SCG Philippines sees slower growth this year
THE Philippine unit of Thai conglomerate Siam Cement Group (SCG) expects sales growth to slow this year, amid continued uncertainties in the global market
“But I think we’re [still] gonna be in the double-digit area, around 10%... top and bottom line,” SCG Philippines Country Director Anuvat Chalermchai said in a press briefing in Makati City.
In 2018, SCG Philippines reported a 26% increase in sales to P18.54 billion, with the cement and buildings unit as the key driver.
Mr. Chalermchai said the SCG group’s business was dampened by high oil prices and the United States-China trade spat last year.
Parent firm SCG Public Co. Ltd.’s net income fell by 19% year on year to P72.865 billion in 2018.
“Uncertainty in the global landscapes continue to exists,” Mr. Chalermchai added.
Nevertheless, the SCG Philippines executive expressed confidence in the country’s economic growth, targeted to reach 7-8% this year.

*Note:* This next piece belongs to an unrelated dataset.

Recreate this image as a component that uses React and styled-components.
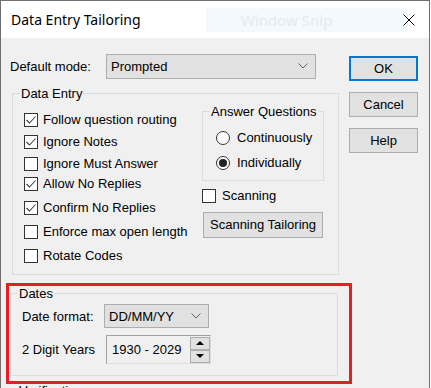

He cited the May elections and the government’s ongoing infrastructure program as drivers for sales growth this year.
“This year, there’ll be a midyear election so there’s some extra flow of spending to be injected to the economic environment, and the ‘Build, Build, Build’ is still going forward,” Mr. Chalermchai said.
Meanwhile, SCG Philippines said its unit Mariwasa Ceramics, Inc. will be launching highquality bathroom sanitary wares under the brand name Fiona.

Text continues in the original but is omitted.